Beer-style categories are often rooted in historical tradition and techniques, such as Baltic porter or Berliner weisse. Meads, on the other hand, are usually sorted by ingredients. As a result, they have names that range from obvious, such as “cyser” for an apple-honey mix, to obscure, such as “metheglin” where spices are added to honey wine. “Braggot” stands at the crossroads of beer and mead, as a blend of honey and malt, but it’s an overlap that contains some wildly dissimilar beverages. At one extreme, you have traditional beers styles augmented with honey, such as a honey nut brown ale. But at the other end, you might have a dessert mead that features caramel and toasty malt notes to accent the honey. In the middle ground, you can find things, such as Polish miodowa, that successfully straddle the two worlds. But the marriage doesn’t always succeed: some braggots sabotage themselves. That’s how you can get a weak, vaguely honey-flavored, thin-bodied beer or a honey wine whose roast malt serves more as a distraction than a complement.
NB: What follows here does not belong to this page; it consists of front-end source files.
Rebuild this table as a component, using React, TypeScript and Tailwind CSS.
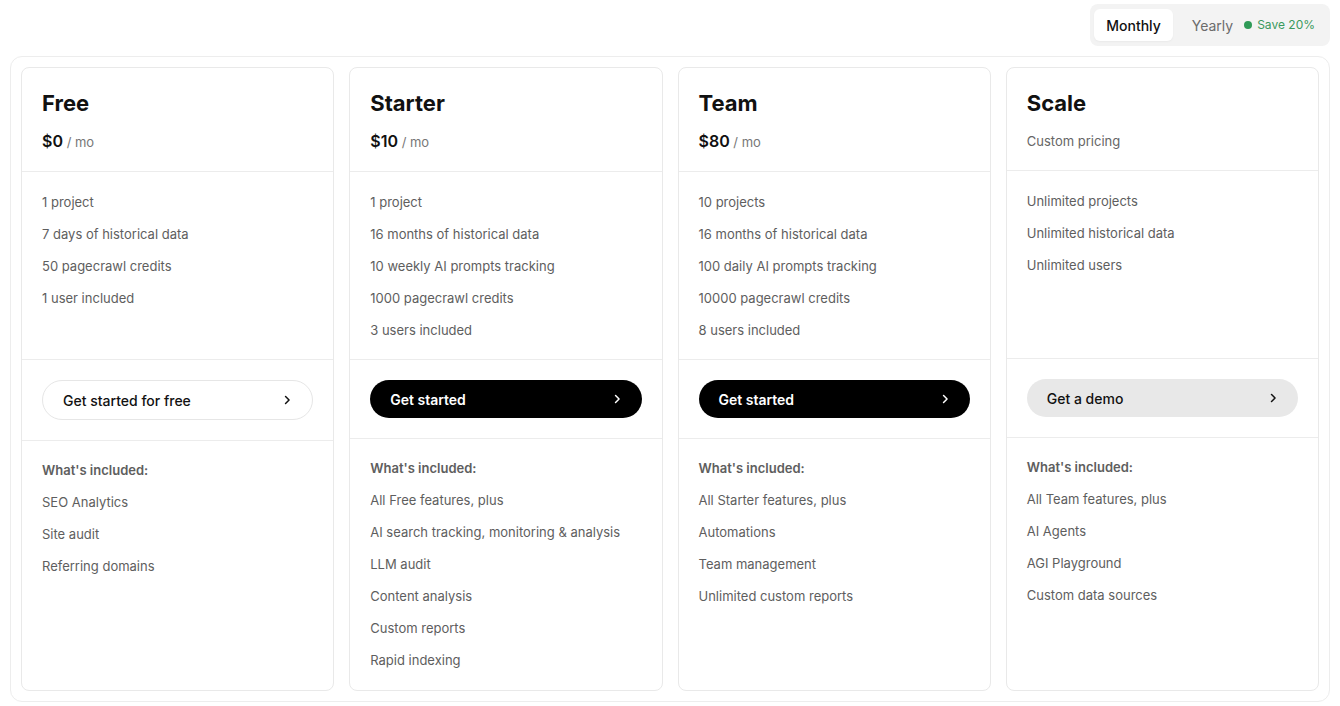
import React from "react";

type Plan = {
  name: string;
  price?: string;
  custom?: string;
  features: string[];
  cta: string;
  variant: "outline" | "dark" | "gray";
  included: string[];
};

const plans: Plan[] = [
  {
    name: "Free",
    price: "$0",
    features: ["1 project", "7 days of historical data", "50 pagecrawl credits", "1 user included"],
    cta: "Get started for free",
    variant: "outline",
    included: ["SEO Analytics", "Site audit", "Referring domains"],
  },
  {
    name: "Starter",
    price: "$10",
    features: [
      "1 project",
      "16 months of historical data",
      "10 weekly AI prompts tracking",
      "1000 pagecrawl credits",
      "3 users included",
    ],
    cta: "Get started",
    variant: "dark",
    included: [
      "All Free features, plus",
      "AI search tracking, monitoring & analysis",
      "LLM audit",
      "Content analysis",
      "Custom reports",
      "Rapid indexing",
    ],
  },
  {
    name: "Team",
    price: "$80",
    features: [
      "10 projects",
      "16 months of historical data",
      "100 daily AI prompts tracking",
      "10000 pagecrawl credits",
      "8 users included",
    ],
    cta: "Get started",
    variant: "dark",
    included: ["All Starter features, plus", "Automations", "Team management", "Unlimited custom reports"],
  },
  {
    name: "Scale",
    custom: "Custom pricing",
    features: ["Unlimited projects", "Unlimited historical data", "Unlimited users"],
    cta: "Get a demo",
    variant: "gray",
    included: ["All Team features, plus", "AI Agents", "AGI Playground", "Custom data sources"],
  },
];

function Chevron({ className }: { className?: string }) {
  return (
    <svg
      width="14"
      height="14"
      viewBox="0 0 24 24"
      fill="none"
      stroke="currentColor"
      strokeWidth="2.6"
      strokeLinecap="round"
      strokeLinejoin="round"
      className={className}
    >
      <path d="m9.5 18 6-6-6-6" />
    </svg>
  );
}

function Card({ plan }: { plan: Plan }) {
  const btnBase =
    "flex w-full items-center justify-between rounded-full pl-5 pr-[18px] text-[14px]";
  let btn = "";
  if (plan.variant === "outline") btn = "h-10 border border-[#e6e6e6] bg-white text-[#111] font-medium";
  if (plan.variant === "dark") btn = "h-[38px] bg-black text-white font-semibold";
  if (plan.variant === "gray") btn = "h-[38px] bg-[#e8e8e8] text-[#111] font-medium";
  return (
    <div className="flex flex-1 flex-col rounded-lg border border-[#e9e9e9] bg-white">
      <div className="border-b border-[#ececec] px-5 pb-[17px] pt-[21px]">
        <div className="text-[22px] font-bold leading-7 text-[#111]">{plan.name}</div>
        {plan.price ? (
          <div className="mt-3 leading-6">
            <span className="text-[16px] font-semibold text-[#111]">{plan.price}</span>
            <span className="text-[13px] text-[#777]"> / mo</span>
          </div>
        ) : (
          <div className="mt-3 text-[13px] leading-6 text-[#666]">{plan.custom}</div>
        )}
      </div>
      <div className="flex h-[188px] flex-col gap-3 border-b border-[#ececec] px-5 pt-5">
        {plan.features.map((f) => (
          <div key={f} className="text-[13px] leading-5 text-[#5e5e5e]">
            {f}
          </div>
        ))}
      </div>
      <div className="border-b border-[#ececec] px-5 py-5">
        <button className={`${btnBase} ${btn}`}>
          <span>{plan.cta}</span>
          <Chevron />
        </button>
      </div>
      <div className="flex flex-col gap-3 px-5 pb-5 pt-[19px]">
        <div className="text-[13px] font-semibold leading-5 text-[#5e5e5e]">What's included:</div>
        {plan.included.map((f) => (
          <div key={f} className="text-[13px] leading-5 text-[#5e5e5e]">
            {f}
          </div>
        ))}
      </div>
    </div>
  );
}

export default function App() {
  return (
    <div
      className="min-h-[706px] bg-white px-[10px] pt-1"
      style={{ fontFamily: "Inter, 'Noto Sans', 'Liberation Sans', sans-serif" }}
    >
      <div className="flex justify-end">
        <div className="flex items-center rounded-lg bg-[#f3f3f3] px-1 py-[5px]">
          <button className="h-8 rounded-md bg-white px-3 text-[14px] font-medium text-[#111] shadow-[0_1px_2px_rgba(0,0,0,0.04)]">
            Monthly
          </button>
          <button className="flex h-8 items-center pl-[19px] pr-[11px] text-[14px] text-[#6b6b6b]">
            Yearly
            <span className="ml-[11px] h-2 w-2 rounded-full bg-[#2f9a57]" />
            <span className="ml-[5px] text-[12px] text-[#3a9a5e]">Save 20%</span>
          </button>
        </div>
      </div>
      <div className="mt-[10px] flex gap-[15px] rounded-xl border border-[#ededed] p-[10px]">
        {plans.map((p) => (
          <Card key={p.name} plan={p} />
        ))}
      </div>
    </div>
  );
}
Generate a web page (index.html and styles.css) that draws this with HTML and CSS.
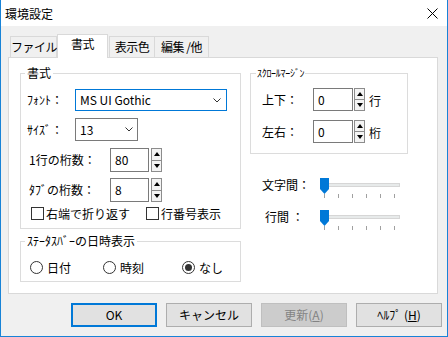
FILE: index.html
```html
<!DOCTYPE html>
<html lang="ja">
<head>
    <meta charset="UTF-8">
    <title>環境設定</title>
    <link rel="stylesheet" href="styles.css">
</head>
<body>
    <div class="window">
        <div class="titlebar">
            <span class="title">環境設定</span>
            <svg class="close" width="11" height="11" viewBox="0 0 11 11">
                <path d="M0.5 0.5L10.5 10.5M10.5 0.5L0.5 10.5" stroke="#000" stroke-width="1"/>
            </svg>
        </div>

        <div class="tabs">
            <div class="tab tab-file">ファイル</div>
            <div class="tab tab-active">書式</div>
            <div class="tab tab-color">表示色</div>
            <div class="tab tab-edit">編集 /他</div>
        </div>

        <div class="panel">
            <div class="col">
                <fieldset class="group group-format">
                    <legend>書式</legend>

                    <div class="row row-font">
                        <span class="lbl lbl-combo">ﾌｫﾝﾄ：</span>
                        <div class="combo combo-focus combo-font">
                            <span>MS UI Gothic</span>
                            <svg width="8" height="5" viewBox="0 0 8 5"><path d="M0.5 0.5L4 4L7.5 0.5" fill="none" stroke="#333" stroke-width="1"/></svg>
                        </div>
                    </div>

                    <div class="row row-size">
                        <span class="lbl lbl-combo">ｻｲｽﾞ：</span>
                        <div class="combo combo-size">
                            <span>13</span>
                            <svg width="8" height="5" viewBox="0 0 8 5"><path d="M0.5 0.5L4 4L7.5 0.5" fill="none" stroke="#333" stroke-width="1"/></svg>
                        </div>
                    </div>

                    <div class="row row-num row-cols">
                        <span class="lbl lbl-num">1行の桁数：</span>
                        <div class="field field-num">80</div>
                        <div class="spin">
                            <div class="spin-btn"><i class="tri-up"></i></div>
                            <div class="spin-btn"><i class="tri-down"></i></div>
                        </div>
                    </div>

                    <div class="row row-num row-tab">
                        <span class="lbl lbl-num">ﾀﾌﾞの桁数：</span>
                        <div class="field field-num">8</div>
                        <div class="spin">
                            <div class="spin-btn"><i class="tri-up"></i></div>
                            <div class="spin-btn"><i class="tri-down"></i></div>
                        </div>
                    </div>

                    <div class="row row-checks">
                        <label class="check check-wrap"><span class="box"></span>右端で折り返す</label>
                        <label class="check"><span class="box"></span>行番号表示</label>
                    </div>
                </fieldset>

                <fieldset class="group group-status">
                    <legend>ｽﾃｰﾀｽﾊﾞｰの日時表示</legend>
                    <div class="row row-radios">
                        <label class="radio radio-date"><span class="circle"></span>日付</label>
                        <label class="radio radio-time"><span class="circle"></span>時刻</label>
                        <label class="radio"><span class="circle checked"></span>なし</label>
                    </div>
                </fieldset>
            </div>

            <div class="col">
                <fieldset class="group group-scroll">
                    <legend>ｽｸﾛｰﾙﾏｰｼﾞﾝ</legend>

                    <div class="row row-margin row-margin-first">
                        <span class="lbl lbl-margin">上下：</span>
                        <div class="field field-margin">0</div>
                        <div class="spin spin-small">
                            <div class="spin-btn"><i class="tri-up"></i></div>
                            <div class="spin-btn"><i class="tri-down"></i></div>
                        </div>
                        <span class="unit">行</span>
                    </div>

                    <div class="row row-margin">
                        <span class="lbl lbl-margin">左右：</span>
                        <div class="field field-margin">0</div>
                        <div class="spin spin-small">
                            <div class="spin-btn"><i class="tri-up"></i></div>
                            <div class="spin-btn"><i class="tri-down"></i></div>
                        </div>
                        <span class="unit">桁</span>
                    </div>
                </fieldset>

                <div class="slider-row slider-row-first">
                    <span class="lbl lbl-slider">文字間：</span>
                    <div class="slider">
                        <div class="track"></div>
                        <svg class="thumb" width="9" height="16" viewBox="0 0 9 16"><path d="M0 0H9V11L4.5 16L0 11Z" fill="#0078d7"/></svg>
                        <div class="ticks"><i></i><i></i><i></i><i></i><i></i><i></i></div>
                    </div>
                </div>

                <div class="slider-row">
                    <span class="lbl lbl-slider lbl-gap">行間 ：</span>
                    <div class="slider">
                        <div class="track"></div>
                        <svg class="thumb" width="9" height="16" viewBox="0 0 9 16"><path d="M0 0H9V11L4.5 16L0 11Z" fill="#0078d7"/></svg>
                        <div class="ticks"><i></i><i></i><i></i><i></i><i></i><i></i></div>
                    </div>
                </div>
            </div>
        </div>

        <div class="buttons">
            <div class="btn btn-default">OK</div>
            <div class="btn">キャンセル</div>
            <div class="btn btn-disabled">更新(<u>A</u>)</div>
            <div class="btn">ﾍﾙﾌﾟ (<u>H</u>)</div>
        </div>
    </div>
</body>
</html>
```

FILE: styles.css
```css
* {
    margin: 0;
    padding: 0;
    box-sizing: border-box;
}

body {
    font-family: 'Noto Sans CJK JP', 'Noto Sans', sans-serif;
    font-size: 12px;
    line-height: 14px;
    color: #000;
    background: #fff;
}

.window {
    width: 448px;
    height: 337px;
    border: 1px solid #1883d7;
    border-top: none;
    background: #f0f0f0;
}

/* title bar */
.titlebar {
    height: 26px;
    background: #fff;
    display: flex;
    align-items: center;
    justify-content: space-between;
    padding: 0 9px 0 4px;
}

.title {
    font-size: 12px;
    padding-top: 1px;
}

.close {
    margin-top: 1px;
}

/* tabs */
.tabs {
    height: 31px;
    display: flex;
    align-items: flex-end;
    padding-left: 9px;
}

.tab {
    height: 21px;
    border: 1px solid #d9d9d9;
    border-bottom: none;
    background: #f0f0f0;
    text-align: center;
    padding-top: 3px;
    white-space: nowrap;
    letter-spacing: -0.5px;
}

.tab-file { width: 47px; }
.tab-color { width: 46px; margin-left: 1px; }
.tab-edit { width: 55px; margin-left: -1px; }

.tab-active {
    width: 51px;
    height: 24px;
    margin-bottom: -1px;
    padding-top: 2px;
    background: #fff;
    position: relative;
    z-index: 1;
}

/* panel */
.panel {
    width: 430px;
    height: 237px;
    margin-left: 7px;
    border: 1px solid #d9d9d9;
    background: #fff;
    display: grid;
    grid-template-columns: 221px 158px;
    column-gap: 9px;
    align-content: start;
    padding: 8px 0 0 11px;
}

.group {
    border: 1px solid #dcdcdc;
    min-width: 0;
}

.group legend {
    margin-left: 4px;
    padding: 0 2px;
    line-height: 14px;
}

.row {
    display: flex;
    align-items: center;
}

.lbl {
    flex-shrink: 0;
    white-space: nowrap;
}

.lbl-combo { width: 48px; }
.lbl-num { width: 81px; }
.lbl-margin { width: 51px; }

.row-font { margin-top: 9px; padding-left: 6px; }
.row-size { margin-top: 7px; padding-left: 6px; }
.row-cols { margin-top: 7px; padding-left: 8px; }
.row-tab { margin-top: 6px; padding-left: 8px; }

.combo {
    display: flex;
    align-items: center;
    justify-content: space-between;
    background: #fff;
    border: 1px solid #7a7a7a;
    padding: 0 4px 0 4px;
}

.combo-focus {
    border-color: #0078d7;
}

.combo-font {
    width: 152px;
    height: 22px;
    padding-right: 5px;
}

.combo-size {
    width: 63px;
    height: 23px;
}

.field {
    background: #fff;
    border: 1px solid #7a7a7a;
    padding: 0 4px;
    display: flex;
    align-items: center;
}

.field-num {
    width: 39px;
    height: 24px;
}

.spin {
    width: 11px;
    height: 24px;
    margin-left: 2px;
    display: flex;
    flex-direction: column;
    border: 1px solid #8c8c8c;
    background: #f4f4f4;
}

.spin-small {
    height: 23px;
    margin-left: 1px;
}

.spin-btn {
    flex: 1;
    display: flex;
    align-items: center;
    justify-content: center;
}

.spin-btn + .spin-btn {
    border-top: 1px solid #8c8c8c;
}

.tri-up {
    width: 0;
    height: 0;
    border-left: 3px solid transparent;
    border-right: 3px solid transparent;
    border-bottom: 4px solid #000;
}

.tri-down {
    width: 0;
    height: 0;
    border-left: 3px solid transparent;
    border-right: 3px solid transparent;
    border-top: 4px solid #000;
}

/* checkboxes */
.row-checks {
    margin-top: 5px;
    padding-left: 10px;
    margin-bottom: 8px;
    height: 13px;
}

.check,
.radio {
    display: flex;
    align-items: center;
    gap: 2px;
    white-space: nowrap;
}

.check-wrap {
    width: 115px;
}

.box {
    width: 13px;
    height: 13px;
    border: 1px solid #333;
    background: #fff;
}

/* status group */
.group-status {
    margin-top: 5px;
}

.row-radios {
    margin-top: 13px;
    margin-bottom: 7px;
    padding-left: 9px;
    height: 13px;
}

.radio {
    gap: 4px;
}

.radio-date { width: 73px; }
.radio-time { width: 79px; }

.circle {
    width: 13px;
    height: 13px;
    border: 1px solid #333;
    border-radius: 50%;
    background: #fff;
    display: flex;
    align-items: center;
    justify-content: center;
}

.circle.checked::after {
    content: '';
    width: 7px;
    height: 7px;
    border-radius: 50%;
    background: #333;
}

/* scroll margin */
.group-scroll legend {
    margin-left: 5px;
    padding: 0 1px;
    font-size: 10px;
    letter-spacing: -0.3px;
}

.row-margin {
    margin-top: 9px;
    padding-left: 11px;
}

.row-margin-first {
    margin-top: 8px;
}

.row-margin:last-child {
    margin-bottom: 10px;
}

.field-margin {
    width: 40px;
    height: 23px;
}

.unit {
    margin-left: 4px;
    padding-top: 3px;
}

/* sliders */
.slider-row {
    display: flex;
    align-items: flex-start;
    padding-left: 12px;
    margin-top: 11px;
}

.slider-row-first {
    margin-top: 24px;
}

.lbl-slider {
    width: 58px;
    padding-top: 0;
}

.lbl-gap {
    padding-left: 3px;
}

.slider {
    position: relative;
    width: 80px;
    height: 21px;
}

.track {
    width: 79px;
    height: 4px;
    margin: 5px 0 0 1px;
    background: #e7eaea;
    border: 1px solid #d6d6d6;
}

.thumb {
    position: absolute;
    left: 0;
    top: 0;
}

.ticks {
    display: flex;
    gap: 13px;
    padding-left: 4px;
    margin-top: 7px;
}

.ticks i {
    width: 1px;
    height: 4px;
    background: #a0a0a0;
}

/* buttons */
.buttons {
    display: flex;
    justify-content: flex-end;
    gap: 9px;
    padding: 9px 5px 0 0;
}

.btn {
    width: 86px;
    height: 24px;
    border: 1px solid #adadad;
    background: #e1e1e1;
    display: flex;
    align-items: center;
    justify-content: center;
    white-space: nowrap;
}

.btn-default {
    border: 2px solid #0078d7;
}

.btn-disabled {
    background: #cccccc;
    border-color: #bfbfbf;
    color: #838383;
}
```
Starting Point: Ingredients
Before you dive into your first braggot, you need to understand what honey, malt, and hops can bring to the party. Honey is quite fermentable, so adding it to a beer recipe will usually lead to a lighter body and a drier finish. As a result, if you want the sweetness to match the honey aroma, you might need a maltier base beer, or you can add some raw honey when the braggot has finished fermenting (note that this is risky when bottling). Honey’s floral notes can also play nicely with yeast esters and some of the more interesting hops varieties. More distinctive varietal honeys such as buckwheat or eucalyptus are good if you want to give honey a larger role in the mix.
From the other perspective, the rich palette of malt flavors can add new dimensions to a basic mead. Nutty, toasty, or bready character can be complementary. Stronger notes of roast or chocolate malt can work, but moderation is required to avoid overwhelming the honey.